It has been known for a while that Larry Cohen’s 1985 film The Stuff (watch it HERE) had around 30 minutes cut out of it before its release, but that excised footage has never made it onto the film’s home video releases and when Cohen was asked about it in an interview for Michael Doyle’s 2015 book Larry Cohen: The Stuff of Gods and Monsters he could no longer remember everything that had been cut.

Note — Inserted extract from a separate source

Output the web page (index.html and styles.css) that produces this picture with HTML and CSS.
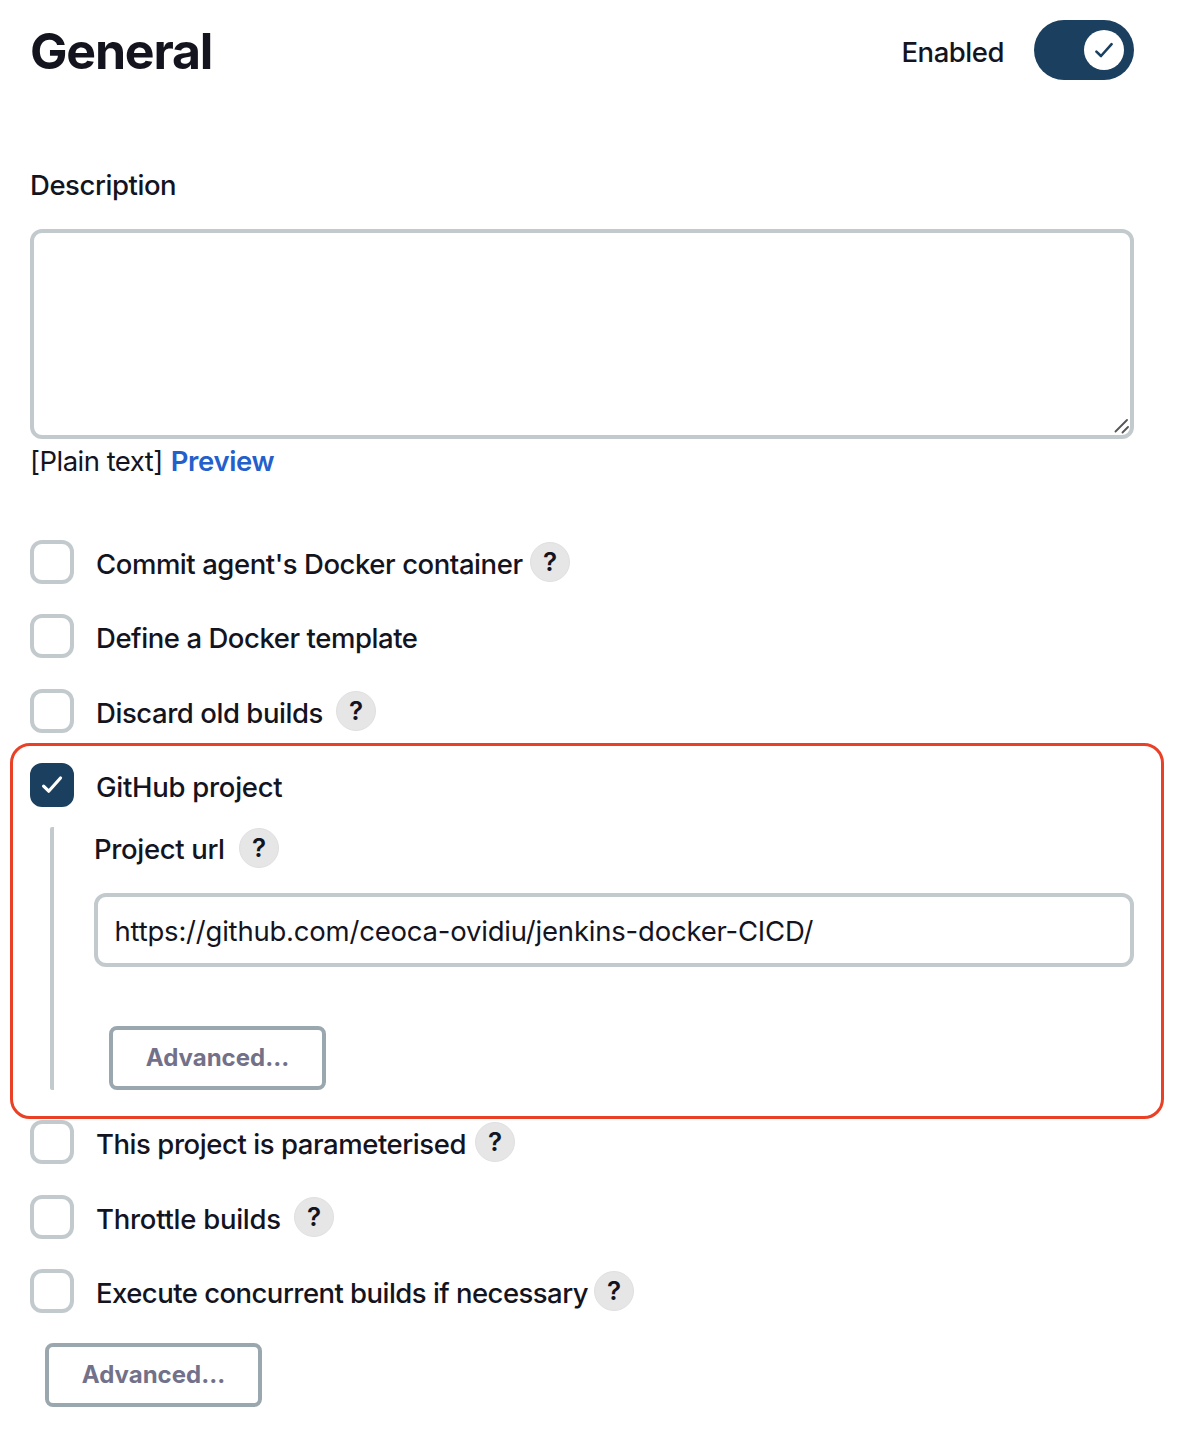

Now there’s a chance we might see the missing 30 minutes, as the folks at the nonprofit arthouse organization Denver Film have discovered that the 35mm print that’s in the possession of the Academy of Motion Pictures Arts & Sciences is “actually the Director’s Cut with 30 extra minutes of footage not found anywhere else”!
The Stuff has the following synopsis:
A private detective investigates a new consumer taste treat that’s absolutely delicious and just possibly lethal.
The film stars Michael Moriarty, Andrea Marcovicci, Garrett Morris, Paul Sorvino, Scott Bloom, and Danny Aiello.
In the interview for Doyle’s book, Cohen said,
I don’t think any of (the deleted scenes) were crucial to the narrative, but we did lose a few funny scenes that I wanted to keep. When I showed New World my original cut, they felt strongly that the film should move a lot faster. I realized that I’d made a picture that was a little too dense and sophisticated, so we increased the pacing. I know that along with some of the commercials, we did lose a romantic scene between Moriarty and Andrea that took place in a hotel room. It was perhaps a wise decision to cut some of those scenes out, because I don’t think they played well in the totality of the film. The story needed to drive forward at certain points and not be slowed down with extraneous material, although it can be painful cutting scenes out that you like.”
It’s good to know the footage that was cut from The Stuff is still out there, but it’s sad that this discovery wasn’t made until after Cohen’s death. He passed away in 2019. Something similar recently happened with George A. Romero’s Martin; the long-lost, 3 and a half hour director’s cut of that movie was recently unearthed, four years after Romero passed away.